DESCRIPTION OF THE TASK> In the material below, find every line with "components" and pull it out.

INFORMATION SHOWN>
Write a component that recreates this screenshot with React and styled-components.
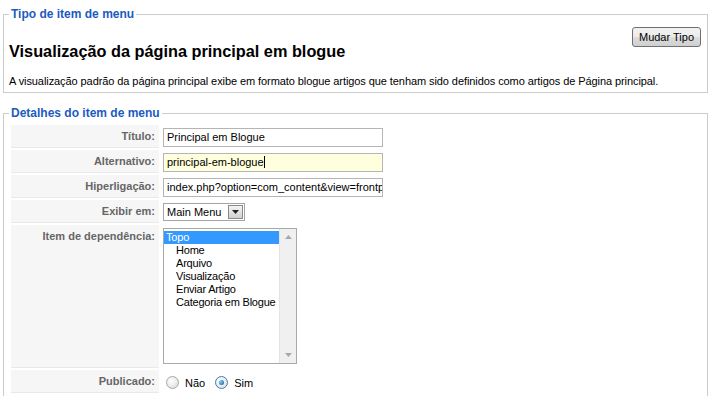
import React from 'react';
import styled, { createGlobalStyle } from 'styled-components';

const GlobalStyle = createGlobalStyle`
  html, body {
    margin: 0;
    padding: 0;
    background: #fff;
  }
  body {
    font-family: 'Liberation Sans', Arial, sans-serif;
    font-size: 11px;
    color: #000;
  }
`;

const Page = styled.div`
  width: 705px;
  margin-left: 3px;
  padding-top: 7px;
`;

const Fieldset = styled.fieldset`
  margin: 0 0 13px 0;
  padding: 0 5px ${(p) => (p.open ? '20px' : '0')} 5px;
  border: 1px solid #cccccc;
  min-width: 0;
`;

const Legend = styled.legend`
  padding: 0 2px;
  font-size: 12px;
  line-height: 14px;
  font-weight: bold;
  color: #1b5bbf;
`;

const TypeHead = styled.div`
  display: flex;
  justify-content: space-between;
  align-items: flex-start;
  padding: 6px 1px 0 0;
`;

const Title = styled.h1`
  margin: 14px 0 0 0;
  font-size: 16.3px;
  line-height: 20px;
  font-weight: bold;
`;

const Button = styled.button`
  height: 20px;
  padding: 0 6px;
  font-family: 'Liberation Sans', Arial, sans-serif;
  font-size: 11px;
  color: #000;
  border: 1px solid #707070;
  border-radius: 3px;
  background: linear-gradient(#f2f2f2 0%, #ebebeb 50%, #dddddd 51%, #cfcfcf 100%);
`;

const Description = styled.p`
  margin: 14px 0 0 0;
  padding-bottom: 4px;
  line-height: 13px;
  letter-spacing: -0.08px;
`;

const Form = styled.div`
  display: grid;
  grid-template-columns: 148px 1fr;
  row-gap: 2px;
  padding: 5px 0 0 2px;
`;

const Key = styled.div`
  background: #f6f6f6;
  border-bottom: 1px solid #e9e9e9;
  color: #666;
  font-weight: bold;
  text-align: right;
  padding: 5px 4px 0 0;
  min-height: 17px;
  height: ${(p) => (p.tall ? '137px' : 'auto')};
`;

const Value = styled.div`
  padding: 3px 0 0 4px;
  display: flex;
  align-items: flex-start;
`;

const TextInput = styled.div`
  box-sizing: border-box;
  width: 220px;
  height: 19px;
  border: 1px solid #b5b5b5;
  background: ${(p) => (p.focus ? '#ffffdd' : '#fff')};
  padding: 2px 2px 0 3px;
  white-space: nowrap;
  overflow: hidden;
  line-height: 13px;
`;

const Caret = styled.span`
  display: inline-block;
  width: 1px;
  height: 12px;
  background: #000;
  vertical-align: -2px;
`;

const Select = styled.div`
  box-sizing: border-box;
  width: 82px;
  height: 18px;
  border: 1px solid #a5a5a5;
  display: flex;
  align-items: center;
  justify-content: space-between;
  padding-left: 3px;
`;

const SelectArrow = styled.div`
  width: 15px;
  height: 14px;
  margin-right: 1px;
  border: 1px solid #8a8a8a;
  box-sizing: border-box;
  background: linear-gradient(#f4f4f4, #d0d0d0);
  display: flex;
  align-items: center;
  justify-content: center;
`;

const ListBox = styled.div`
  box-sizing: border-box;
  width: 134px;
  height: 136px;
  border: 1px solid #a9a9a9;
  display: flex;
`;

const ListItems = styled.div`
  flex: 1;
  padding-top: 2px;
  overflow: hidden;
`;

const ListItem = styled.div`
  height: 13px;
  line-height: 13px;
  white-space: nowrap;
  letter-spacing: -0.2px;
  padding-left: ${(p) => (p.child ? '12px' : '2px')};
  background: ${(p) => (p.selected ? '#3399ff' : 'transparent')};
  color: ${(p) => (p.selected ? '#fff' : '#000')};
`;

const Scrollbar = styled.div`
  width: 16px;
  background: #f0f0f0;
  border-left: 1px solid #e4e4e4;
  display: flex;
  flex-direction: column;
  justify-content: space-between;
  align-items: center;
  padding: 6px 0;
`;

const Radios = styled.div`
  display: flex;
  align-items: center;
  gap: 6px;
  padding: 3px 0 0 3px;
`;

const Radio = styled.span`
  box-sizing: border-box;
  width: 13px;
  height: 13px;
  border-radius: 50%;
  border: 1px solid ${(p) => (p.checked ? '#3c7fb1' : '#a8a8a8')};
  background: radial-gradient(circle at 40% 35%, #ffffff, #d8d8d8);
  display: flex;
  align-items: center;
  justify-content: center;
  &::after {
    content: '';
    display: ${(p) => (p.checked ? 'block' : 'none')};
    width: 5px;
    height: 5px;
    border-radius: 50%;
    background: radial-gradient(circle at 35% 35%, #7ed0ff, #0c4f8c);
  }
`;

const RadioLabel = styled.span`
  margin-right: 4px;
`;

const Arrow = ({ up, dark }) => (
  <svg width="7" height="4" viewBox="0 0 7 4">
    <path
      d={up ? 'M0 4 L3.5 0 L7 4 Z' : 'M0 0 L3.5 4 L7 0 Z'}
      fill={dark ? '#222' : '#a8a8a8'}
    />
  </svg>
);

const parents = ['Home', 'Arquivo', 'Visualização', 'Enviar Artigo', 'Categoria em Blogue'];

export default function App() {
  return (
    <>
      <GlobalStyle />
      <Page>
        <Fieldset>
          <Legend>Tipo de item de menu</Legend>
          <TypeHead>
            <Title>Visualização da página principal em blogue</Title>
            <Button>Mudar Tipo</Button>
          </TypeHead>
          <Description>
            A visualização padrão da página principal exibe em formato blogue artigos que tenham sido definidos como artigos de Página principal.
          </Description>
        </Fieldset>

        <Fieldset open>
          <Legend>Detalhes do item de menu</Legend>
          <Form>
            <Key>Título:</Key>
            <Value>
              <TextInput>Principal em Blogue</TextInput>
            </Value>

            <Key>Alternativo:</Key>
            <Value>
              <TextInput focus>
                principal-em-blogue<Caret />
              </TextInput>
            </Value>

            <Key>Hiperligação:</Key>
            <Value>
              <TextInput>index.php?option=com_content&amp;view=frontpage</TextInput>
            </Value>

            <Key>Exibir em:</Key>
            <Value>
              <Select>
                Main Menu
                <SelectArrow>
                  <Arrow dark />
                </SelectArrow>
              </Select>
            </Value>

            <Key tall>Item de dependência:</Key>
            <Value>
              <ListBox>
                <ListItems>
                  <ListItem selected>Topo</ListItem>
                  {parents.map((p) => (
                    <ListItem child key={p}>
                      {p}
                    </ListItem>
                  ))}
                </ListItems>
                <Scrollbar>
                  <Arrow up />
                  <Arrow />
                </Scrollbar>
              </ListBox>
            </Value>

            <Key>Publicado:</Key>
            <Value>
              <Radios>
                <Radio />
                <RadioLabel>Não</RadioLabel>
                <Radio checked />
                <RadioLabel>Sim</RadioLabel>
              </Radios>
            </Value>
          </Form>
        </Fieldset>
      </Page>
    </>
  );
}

OUTPUT>
Write a component that recreates this screenshot with React and styled-components.
import styled, { createGlobalStyle } from 'styled-components';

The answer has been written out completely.